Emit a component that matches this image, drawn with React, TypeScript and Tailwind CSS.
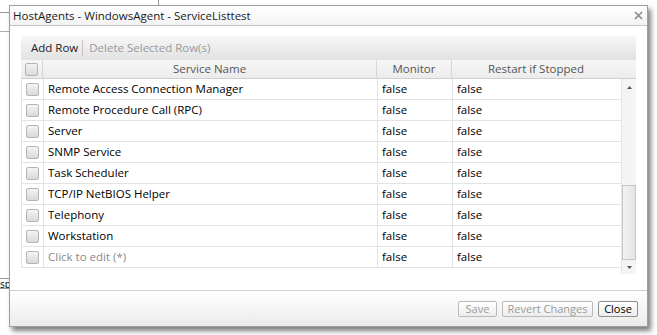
import React from 'react';

const services = [
  'Remote Access Connection Manager',
  'Remote Procedure Call (RPC)',
  'Server',
  'SNMP Service',
  'Task Scheduler',
  'TCP/IP NetBIOS Helper',
  'Telephony',
  'Workstation',
];

function Check() {
  return (
    <span className="block h-[13px] w-[13px] rounded-[2px] border border-[#b5b5b5] bg-gradient-to-b from-[#f4f4f4] to-[#d9d9d9]" />
  );
}

function Row({ name, placeholder }: { name: string; placeholder?: boolean }) {
  return (
    <div className="flex h-[21px] border-b border-[#e3e3e3]">
      <div className="flex w-[22px] items-center justify-center border-r border-[#e3e3e3]">
        <Check />
      </div>
      <div className={`flex w-[334px] items-center border-r border-[#e3e3e3] pl-[4px] ${placeholder ? 'text-[#8a8a8a]' : 'text-black'}`}>
        {name}
      </div>
      <div className="flex w-[75px] items-center border-r border-[#e3e3e3] pl-[4px]">false</div>
      <div className="flex flex-1 items-center pl-[4px]">false</div>
    </div>
  );
}

export default function App() {
  return (
    <div
      className="relative h-[335px] w-[657px] overflow-hidden bg-white text-[11.5px] text-black"
      style={{ fontFamily: '"Open Sans", "Noto Sans", sans-serif' }}
    >
      {/* page behind the dialog */}
      <div className="absolute left-0 top-[12px] h-px w-[10px] bg-[#9a9a9a]" />
      <div className="absolute left-0 top-[31px] h-px w-[10px] bg-[#b0b0b0]" />
      <div className="absolute left-[158px] top-0 h-[5px] w-px bg-[#9a9a9a]" />
      <div className="absolute left-0 top-[278px] flex h-[11px] w-[10px] items-center overflow-hidden border-y border-r border-[#9a9a9a] text-[10px] leading-none">
        sp
      </div>

      {/* dialog */}
      <div className="absolute left-[9px] top-[5px] flex h-[322px] w-[639px] flex-col border border-[#9e9e9e] bg-white shadow-[3px_4px_5px_rgba(0,0,0,0.5)]">
        <div className="flex h-[20px] items-center justify-between border-b border-[#c4c4c4] bg-gradient-to-b from-white to-[#f3f3f3] pl-[3px] pr-[4px]">
          <span className="text-[#1a1a1a]">HostAgents - WindowsAgent - ServiceListtest</span>
          <svg width="9" height="9" viewBox="0 0 9 9" className="text-[#8a8a8a]">
            <path d="M1 1 L8 8 M8 1 L1 8" stroke="currentColor" strokeWidth="1.6" />
          </svg>
        </div>

        <div className="flex flex-1 flex-col px-[11px] pt-[10px]">
          <div className="flex h-[24px] items-center rounded-t-[3px] bg-gradient-to-b from-[#f7f7f7] to-[#e2e2e2] pl-[10px]">
            <span className="text-[#222]">Add Row</span>
            <span className="ml-[4px] mr-[6px] h-[16px] w-px bg-[#c4c4c4]" />
            <span className="text-[#9a9a9a]">Delete Selected Row(s)</span>
          </div>

          <div className="flex h-[19px] border-b border-[#cfcfcf] bg-gradient-to-b from-[#f6f6f6] to-[#ececec] text-[#555]">
            <div className="flex w-[22px] items-center justify-center border-r border-[#d6d6d6]">
              <Check />
            </div>
            <div className="flex w-[334px] items-center justify-center border-r border-[#d6d6d6]">Service Name</div>
            <div className="flex w-[75px] items-center justify-center border-r border-[#d6d6d6]">Monitor</div>
            <div className="flex w-[168px] items-center justify-center">Restart if Stopped</div>
            <div className="flex-1" />
          </div>

          <div className="flex h-[195px]">
            <div className="flex flex-1 flex-col">
              <div className="border-l border-[#e3e3e3]">
                {services.map((s) => (
                  <Row key={s} name={s} />
                ))}
                <Row name="Click to edit (*)" placeholder />
              </div>
            </div>
            <div className="flex w-[15px] flex-col border-l border-[#e6e6e6] bg-[#f4f4f4]">
              <div className="flex h-[17px] items-center justify-center">
                <svg width="5" height="3" viewBox="0 0 5 3"><path d="M2.5 0 L5 3 L0 3 Z" fill="#555" /></svg>
              </div>
              <div className="mt-[89px] h-[75px] border border-[#c6c6c6] bg-gradient-to-r from-[#f2f2f2] to-[#e4e4e4]" />
              <div className="flex h-[14px] items-center justify-center">
                <svg width="5" height="3" viewBox="0 0 5 3"><path d="M0 0 L5 0 L2.5 3 Z" fill="#555" /></svg>
              </div>
            </div>
          </div>
        </div>

        <div className="flex h-[36px] items-center justify-end gap-[5px] border-t border-[#d0d0d0] bg-gradient-to-b from-white to-[#ebebeb] pr-[9px] text-[11px]">
          <button className="h-[16px] w-[39px] rounded-[2px] border border-[#b9b9b9] bg-gradient-to-b from-white to-[#ededed] leading-none text-[#9a9a9a]">Save</button>
          <button className="h-[16px] w-[91px] rounded-[2px] border border-[#b9b9b9] bg-gradient-to-b from-white to-[#ededed] leading-none text-[#9a9a9a]">Revert Changes</button>
          <button className="h-[16px] w-[40px] rounded-[2px] border border-[#8f8f8f] bg-gradient-to-b from-white to-[#ededed] leading-none text-black">Close</button>
        </div>
      </div>
    </div>
  );
}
- - - - -
Aim of the task => Take the listing above and print it exactly, apart from the pictures.

Full solution =>
Emit a component that matches this image, drawn with React, TypeScript and Tailwind CSS.
import React from 'react';

const services = [
  'Remote Access Connection Manager',
  'Remote Procedure Call (RPC)',
  'Server',
  'SNMP Service',
  'Task Scheduler',
  'TCP/IP NetBIOS Helper',
  'Telephony',
  'Workstation',
];

function Check() {
  return (
    <span className="block h-[13px] w-[13px] rounded-[2px] border border-[#b5b5b5] bg-gradient-to-b from-[#f4f4f4] to-[#d9d9d9]" />
  );
}

function Row({ name, placeholder }: { name: string; placeholder?: boolean }) {
  return (
    <div className="flex h-[21px] border-b border-[#e3e3e3]">
      <div className="flex w-[22px] items-center justify-center border-r border-[#e3e3e3]">
        <Check />
      </div>
      <div className={`flex w-[334px] items-center border-r border-[#e3e3e3] pl-[4px] ${placeholder ? 'text-[#8a8a8a]' : 'text-black'}`}>
        {name}
      </div>
      <div className="flex w-[75px] items-center border-r border-[#e3e3e3] pl-[4px]">false</div>
      <div className="flex flex-1 items-center pl-[4px]">false</div>
    </div>
  );
}

export default function App() {
  return (
    <div
      className="relative h-[335px] w-[657px] overflow-hidden bg-white text-[11.5px] text-black"
      style={{ fontFamily: '"Open Sans", "Noto Sans", sans-serif' }}
    >
      {/* page behind the dialog */}
      <div className="absolute left-0 top-[12px] h-px w-[10px] bg-[#9a9a9a]" />
      <div className="absolute left-0 top-[31px] h-px w-[10px] bg-[#b0b0b0]" />
      <div className="absolute left-[158px] top-0 h-[5px] w-px bg-[#9a9a9a]" />
      <div className="absolute left-0 top-[278px] flex h-[11px] w-[10px] items-center overflow-hidden border-y border-r border-[#9a9a9a] text-[10px] leading-none">
        sp
      </div>

      {/* dialog */}
      <div className="absolute left-[9px] top-[5px] flex h-[322px] w-[639px] flex-col border border-[#9e9e9e] bg-white shadow-[3px_4px_5px_rgba(0,0,0,0.5)]">
        <div className="flex h-[20px] items-center justify-between border-b border-[#c4c4c4] bg-gradient-to-b from-white to-[#f3f3f3] pl-[3px] pr-[4px]">
          <span className="text-[#1a1a1a]">HostAgents - WindowsAgent - ServiceListtest</span>
          <svg width="9" height="9" viewBox="0 0 9 9" className="text-[#8a8a8a]">
            <path d="M1 1 L8 8 M8 1 L1 8" stroke="currentColor" strokeWidth="1.6" />
          </svg>
        </div>

        <div className="flex flex-1 flex-col px-[11px] pt-[10px]">
          <div className="flex h-[24px] items-center rounded-t-[3px] bg-gradient-to-b from-[#f7f7f7] to-[#e2e2e2] pl-[10px]">
            <span className="text-[#222]">Add Row</span>
            <span className="ml-[4px] mr-[6px] h-[16px] w-px bg-[#c4c4c4]" />
            <span className="text-[#9a9a9a]">Delete Selected Row(s)</span>
          </div>

          <div className="flex h-[19px] border-b border-[#cfcfcf] bg-gradient-to-b from-[#f6f6f6] to-[#ececec] text-[#555]">
            <div className="flex w-[22px] items-center justify-center border-r border-[#d6d6d6]">
              <Check />
            </div>
            <div className="flex w-[334px] items-center justify-center border-r border-[#d6d6d6]">Service Name</div>
            <div className="flex w-[75px] items-center justify-center border-r border-[#d6d6d6]">Monitor</div>
            <div className="flex w-[168px] items-center justify-center">Restart if Stopped</div>
            <div className="flex-1" />
          </div>

          <div className="flex h-[195px]">
            <div className="flex flex-1 flex-col">
              <div className="border-l border-[#e3e3e3]">
                {services.map((s) => (
                  <Row key={s} name={s} />
                ))}
                <Row name="Click to edit (*)" placeholder />
              </div>
            </div>
            <div className="flex w-[15px] flex-col border-l border-[#e6e6e6] bg-[#f4f4f4]">
              <div className="flex h-[17px] items-center justify-center">
                <svg width="5" height="3" viewBox="0 0 5 3"><path d="M2.5 0 L5 3 L0 3 Z" fill="#555" /></svg>
              </div>
              <div className="mt-[89px] h-[75px] border border-[#c6c6c6] bg-gradient-to-r from-[#f2f2f2] to-[#e4e4e4]" />
              <div className="flex h-[14px] items-center justify-center">
                <svg width="5" height="3" viewBox="0 0 5 3"><path d="M0 0 L5 0 L2.5 3 Z" fill="#555" /></svg>
              </div>
            </div>
          </div>
        </div>

        <div className="flex h-[36px] items-center justify-end gap-[5px] border-t border-[#d0d0d0] bg-gradient-to-b from-white to-[#ebebeb] pr-[9px] text-[11px]">
          <button className="h-[16px] w-[39px] rounded-[2px] border border-[#b9b9b9] bg-gradient-to-b from-white to-[#ededed] leading-none text-[#9a9a9a]">Save</button>
          <button className="h-[16px] w-[91px] rounded-[2px] border border-[#b9b9b9] bg-gradient-to-b from-white to-[#ededed] leading-none text-[#9a9a9a]">Revert Changes</button>
          <button className="h-[16px] w-[40px] rounded-[2px] border border-[#8f8f8f] bg-gradient-to-b from-white to-[#ededed] leading-none text-black">Close</button>
        </div>
      </div>
    </div>
  );
}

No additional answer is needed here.